Loasi: un viaggio sensoriale in riva all’Adriatico
Scritto da Jenny Gomez | Pubblicato in a tavola con...
Fabrizio Sacco, dall’Ingegneria alla cucina mixando i sapori del mondo.
L’Abruzzo d’inverno riserva sorprese inusitate. In una località rivierasca dell’Adriatico nota per il fermento estivo, Silvi Marina (Te), la calca festante dei mesi torridi lascia spazio a chi desidera godersi un mare diverso, a volte un po’ burrascoso, talvolta placido, ma sempre enigmatico e affascinante. Un mare ancora più bello se lo si guarda seduti in uno chalet che non può essere definito semplicemente “stabilimento balneare”. Quando si entra a Loasi – scritto senz’apostrofo e con un’allusione grafica al simbolo dell’infinito (attaccando le vocali “o” ed “a”) – la scansione temporale si dilata e cede il passo alla graduale transizione tra mare e terraferma. Non solo perché siamo nell’area protetta del Parco marino del Cerrano, ma anche grazie alle soluzioni architettoniche e di arredo.

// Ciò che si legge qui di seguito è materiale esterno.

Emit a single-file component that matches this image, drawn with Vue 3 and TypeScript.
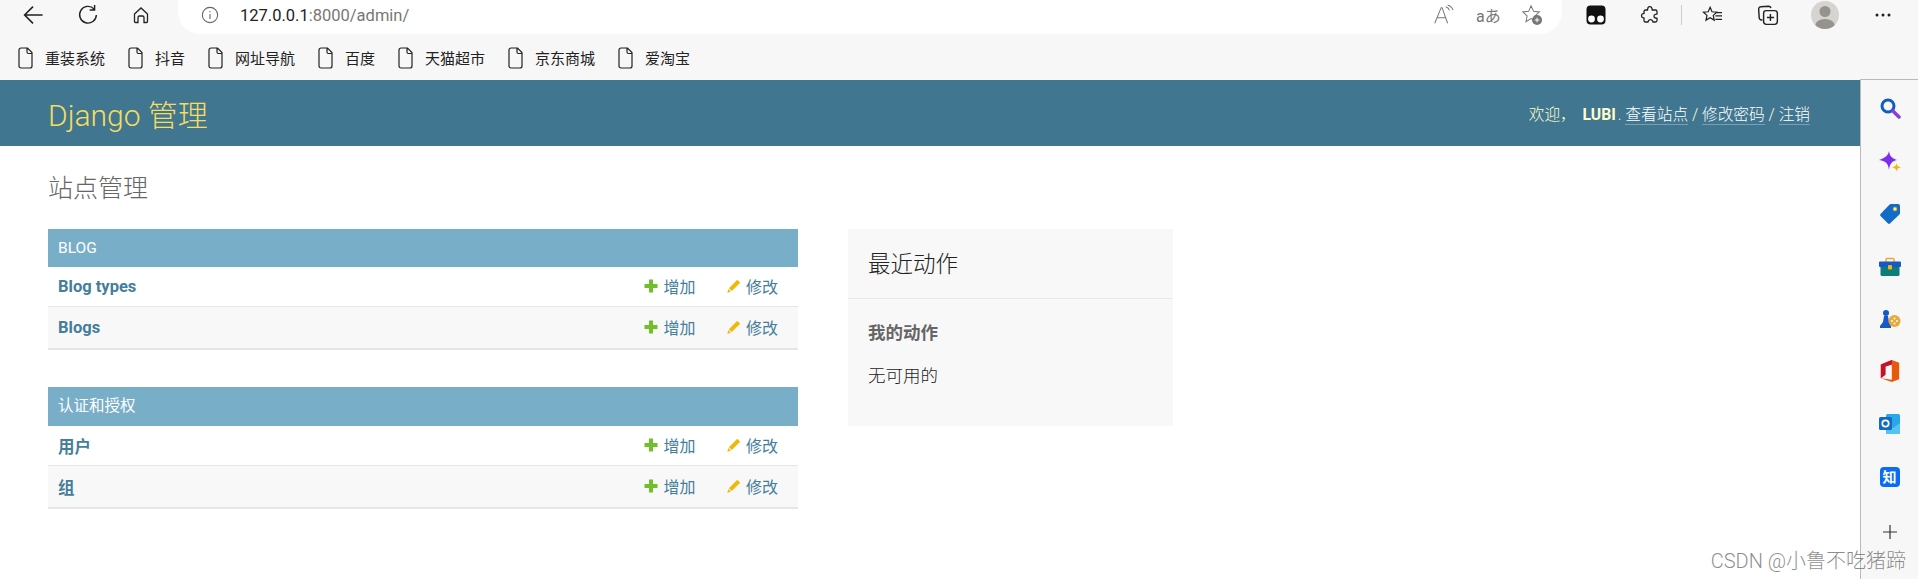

Ampie vetrate consentono di protrarre lo sguardo fino all’orizzonte, la sensazione di benessere viene amplificata. A ciò aggiungete il piacere di una cucina identitaria, creativa e fusion; unita ad una calda accoglienza. Fare in modo che i clienti si sentano ospiti è “la fissa” del titolare: Fabrizio Sacco, classe 1975. Un ingegnere innamorato dell’arte culinaria e avveduto imprenditore. Nel 2007, insieme a un socio, dà vita a un luogo che fu iconico per la movida pescarese, Il Caffè delle Merci; nel 2012 segue uno stage presso il ristorante di Filippo La Mantia di Roma; dopo aver aperto la società di catering Kifood, nel 2014, frequenta la Niko Romito Formazione, Scuola di Alta formazione e specializzazione; nel 2017 lavora nella brigata del Relæ di Christian Puglisi a Copenaghen; poi è la volta di Loasi.
La storia di Loasi parla anche di destagionalizzazione e valorizzazione territoriale attraverso l’enogastronomia adottando accorgimenti semplici, come l’uso di materie prime tracciabili e di prossimità, la diversificazione delle proposte, la cura del menù e l’attenzione alla selezione dei vini. Infatti, le etichette sono ottime e la mescita è “moderna”, cioè, senza il vincolo di servizio canonico secondo cui durante il pasto un rosato fermo non dovrebbe precedere un bianco. Infrangere le regole con cognizione di causa è un piacere, lo è doppiamente in riva al mare.
Le belle sorprese non si fanno attendere, partendo già dal piatto inteso come recipiente su cui servire il cibo. Bei servizi (ceramiche di buon gusto, ciotole di ispirazione orientale, tazzine incantevoli), essenziali e gradevoli la mise en place e la posateria, con incursioni di bacchette inox. Servizio al tavolo attento e cordiale.
A Loasi tutte le pietanze appagano prima l’aspetto sensoriale visivo, altrimenti sarebbero in dissonanza con il contesto. La bellezza della natura circostante fa pendant con l’estetica dei piatti e con la piacevolezza del locale (progettato dallo Studio Summit Vai).
Nel menù spiccano proposte come “Non chiamatelo Ramen”, una variazione del famoso piatto giapponese; “Spaghettoni, panocchie, cime di rapa (in due consistenze) e peperoncino”; e il superscenografico “Arrosto misto”. Pura sinfonia di profumi e colori: funghi, topinambur e verdure fermentate, alcuni degli ingredienti. Un riuscito esercizio culinario che racchiude abili e lunghe tecniche di cottura. Dulcis in fundo “Crema d’Abruzzo”, dessert a base di liquirizia, genziana e zafferano accompagnato da un piacevole cocktail; perché Loasi è anche Mixology.
Gradevolezza, piatti con un anima frutto della ricerca, voglia di novità senza forzature, crossing culturale e attenzione ai dettagli sono i fattori che contraddistinguono questa bella realtà, che di inverno mostra il lato più introspettivo e forse più bello.